Real-Life Spotters - Part 3

Part 3: Make it Happen

 

The last two blogs we dove into The Importance of Community and then What Community Looks Like. Which now begs the question, how do you make it happen?

 

The question of how to cultivate community is quite daunting at first.  How the heck do you make a step by step list for making friends? The answer is far simpler than you might first suppose; you don’t! Building community starts with something simple like, “Hey! Do you want to grab a drink after work?”

 

 

It Takes Intentionality

It’s important to realize that community doesn’t just spontaneously happen; it takes intentionality and work for a group of friends to form, grow, and thrive. You need to actively choose and then pursue. ‘Stay on target!’ Intentionality shows how much you care, which helps build trust.

That intentionality spreads into every aspect of making friends, from choosing friends, to choosing what to do and how to do it. Be thoughtful about who you share your life with, and be thoughtful about making sure that the activities and conversations you will have are leading each of you towards Christ.

 

 

You Can’t be Friends with Everyone

There are quite a few articles/essays about friendship. The consistent theme among them is that, mentally and emotionally, humans can only handle a small number (varies between 2 and 5) of close, or “best”, friends. These are the friends you trust the most and the ones you confide in. But outside of the “inner circle” you have a series of concentric circles filled with other friends and acquaintances. These people are just as important and they need you too! But, do not expect to have 10, 20, or 30 best friends; it will destroy you.

We can look to Jesus for help in what this looks like. He was able to love and touch the lives of every person He met, but yet His group of friends was only twelve people big. Within His group of twelve, He had three closer friends (Peter, James, and John), one of which being His best and most trusted friend (Peter).

If you are just starting off your community, look for two people that you can invest in.

 

 

You Have to be Vulnerable

Building up the courage to ask someone to hang out can be just as nerve racking as asking a girl on a date. But, it does not need to be! Nonetheless, it requires an element of going out on a limb and facing the possibility of rejection. Take heart! More often than not, the person on the other end is looking for a friend too.

The vulnerability doesn’t stop at ‘hello’ though. A budding relationship will demand that as trust increases, so too will vulnerability and being able to share more of who you are.

 

 

It Will Take Time and Effort

Friendships take focused effort and patience, just like the same qualities needed for rock climbing. You need to focus on your knot tying, make sure your weight is shifted correctly, lift with your legs, and if you rush a step too quickly, you may miss a grab or choose the wrong route which can result in catastrophic failure.

I struggle with the patience piece in that I want to dive right into meaningful conversations. I also get impatient when my best friends and I have not had a deep conversation in a while. I need to remind myself that we are living life and not all of life is full of difficult or deep conversations. Being able to chat about the weather or what happened at work is important. I need to remember the little things matter too. Every once in a while, it’s necessary to take a breather and to enjoy the view while you climb your route.

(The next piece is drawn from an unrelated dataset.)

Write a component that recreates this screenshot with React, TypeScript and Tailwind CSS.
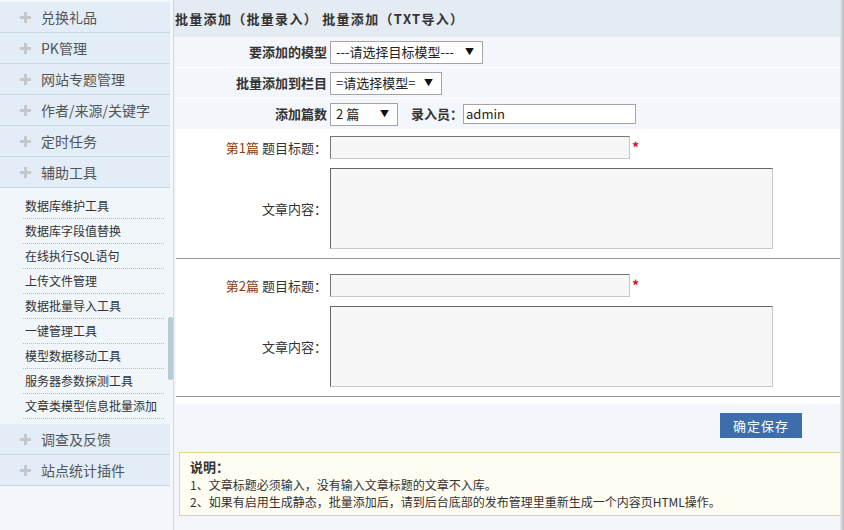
import React from "react";

const font = { fontFamily: '"Noto Sans CJK SC", "Liberation Sans", sans-serif' };

const topMenus = ["兑换礼品", "PK管理", "网站专题管理", "作者/来源/关键字", "定时任务", "辅助工具"];
const subItems = [
  "数据库维护工具",
  "数据库字段值替换",
  "在线执行SQL语句",
  "上传文件管理",
  "数据批量导入工具",
  "一键管理工具",
  "模型数据移动工具",
  "服务器参数探测工具",
  "文章类模型信息批量添加",
];
const bottomMenus = ["调查及反馈", "站点统计插件"];

function Plus() {
  return (
    <span className="relative inline-block w-[11px] h-[11px] mr-[10px]">
      <span className="absolute left-0 top-[4px] w-[11px] h-[3px] bg-[#c4c8cc]" />
      <span className="absolute left-[4px] top-0 w-[3px] h-[11px] bg-[#c4c8cc]" />
    </span>
  );
}

function MenuHead({ label }: { label: string }) {
  return (
    <div className="h-[31px] flex items-center pl-[20px] bg-[#e2edf8] border-b border-[#c6d6e6] text-[14px] text-[#555]">
      <Plus />
      {label}
    </div>
  );
}

function Select({ text, width }: { text: string; width: number }) {
  return (
    <div
      className="h-[23px] bg-white border border-[#a5a5a5] flex items-center justify-between pl-[5px] pr-[8px] text-[13px] text-[#222]"
      style={{ width }}
    >
      <span>{text}</span>
      <span className="text-[9px] text-[#111]">▼</span>
    </div>
  );
}

function FormRow({ label, children }: { label: string; children: React.ReactNode }) {
  return (
    <div className="h-[31px] flex items-center bg-[#f3f7fc] border-b border-white">
      <div className="w-[154px] text-right pr-[3px] text-[13px] font-bold text-[#333]">{label}</div>
      <div className="flex items-center">{children}</div>
    </div>
  );
}

function Article({ n, top }: { n: number; top: number }) {
  return (
    <div className="bg-white" style={{ paddingTop: top }}>
      <div className="flex items-center">
        <div className="w-[154px] text-right pr-[3px] text-[13px] text-[#333]">
          <span className="text-[#8f3d0c]">第{n}篇</span> 题目标题：
        </div>
        <div className="w-[300px] h-[23px] bg-[#f7f7f7] border border-[#c8c8c8] border-t-[#777] border-l-[#777]" />
        <span className="text-[#d0102f] text-[14px] font-bold ml-[2px]">*</span>
      </div>
      <div className="flex items-center mt-[9px]">
        <div className="w-[154px] text-right pr-[3px] text-[13px] text-[#333]">文章内容：</div>
        <div className="w-[443px] h-[81px] bg-[#f7f7f7] border border-[#c8c8c8] border-t-[#666] border-l-[#666]" />
      </div>
      <div className="mt-[9px] h-[2px] border-t border-[#999] bg-white" />
    </div>
  );
}

export default function App() {
  return (
    <div className="w-[844px] h-[530px] flex overflow-hidden bg-[#f3f7fc]" style={font}>
      {/* Sidebar */}
      <div className="relative w-[174px] h-full bg-[#f4f8fc] border-r border-[#cbd9e5] flex flex-col">
        <div className="w-[170px] pt-[2px]">
          {topMenus.map((m) => (
            <MenuHead key={m} label={m} />
          ))}
          <div className="pt-[6px] pb-[5px] bg-[#f1f6fb]">
            {subItems.map((s) => (
              <div
                key={s}
                className="h-[25px] ml-[23px] mr-[6px] pl-[2px] flex items-center border-b border-dotted border-[#b9b9b9] text-[12px] text-[#333]"
              >
                {s}
              </div>
            ))}
          </div>
          {bottomMenus.map((m) => (
            <MenuHead key={m} label={m} />
          ))}
        </div>
        <div className="absolute left-[168px] top-[317px] w-[5px] h-[63px] rounded-[2px] bg-[#b8ccd7]" />
      </div>

      {/* Main */}
      <div className="flex-1 flex">
        <div className="flex-1 flex flex-col">
          <div className="h-[37px] bg-[#e5ebf2] flex items-center pl-[1px] text-[13px] font-bold text-[#333] tracking-[1.3px]">
            批量添加（批量录入） 批量添加（TXT导入）
          </div>
          <div className="ml-[2px]">
            <FormRow label="要添加的模型">
              <Select text="---请选择目标模型---" width={153} />
            </FormRow>
            <FormRow label="批量添加到栏目">
              <Select text="=请选择模型=" width={112} />
            </FormRow>
            <FormRow label="添加篇数">
              <Select text="2 篇" width={68} />
              <span className="ml-[13px] text-[13px] font-bold text-[#333]">录入员：</span>
              <div className="w-[173px] h-[20px] bg-white border border-[#a5a5a5] flex items-center pl-[2px] text-[13px] text-[#222]">
                admin
              </div>
            </FormRow>
            <Article n={1} top={6} />
            <Article n={2} top={14} />
            <div className="h-[6px] bg-white" />
            <div className="h-[48px] bg-[#f3f7fc] flex items-start justify-end pr-[38px] pt-[9px]">
              <div className="w-[82px] h-[25px] bg-[#3d6dab] text-white text-[13px] tracking-[1px] flex items-center justify-center">
                确定保存
              </div>
            </div>
            <div className="ml-[3px] h-[64px] bg-[#fffdf1] border border-r-0 border-[#e8d48e] pl-[10px] pt-[5px] text-[12px] leading-[17px] text-[#333]">
              <div className="font-bold text-[13px] leading-[18px]">说明：</div>
              <div>1、文章标题必须输入，没有输入文章标题的文章不入库。</div>
              <div>2、如果有启用生成静态，批量添加后，请到后台底部的发布管理里重新生成一个内容页HTML操作。</div>
            </div>
          </div>
        </div>
        <div className="w-[4px] bg-gradient-to-r from-[#e4e8ec] to-[#b8bcc0]" />
      </div>
    </div>
  );
}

Friendships take a different kind of time and effort as well. You will need to prioritize and make time. I find myself making plenty of excuses about how busy I am doing this, that, or the other. But when it comes down to it, it’s a lack of effort towards these friendships that causes them to weaken or fall away.

 

 

Community at times, can feel overwhelming, and quite frankly sometimes you might be feeling a little anti-social. However, community is a place to lift our spirits higher, to help us get outside of ourselves, and to give the support, love, and direction we desperately need.

As Saint John Paul II said “to be human means to be called to interpersonal communion,” and it is through this communion we are able to reflect the image and likeness of God in which we are created.

Yes, we are built for community, now let us take it in stride and reflect as perfectly as we can that likeness.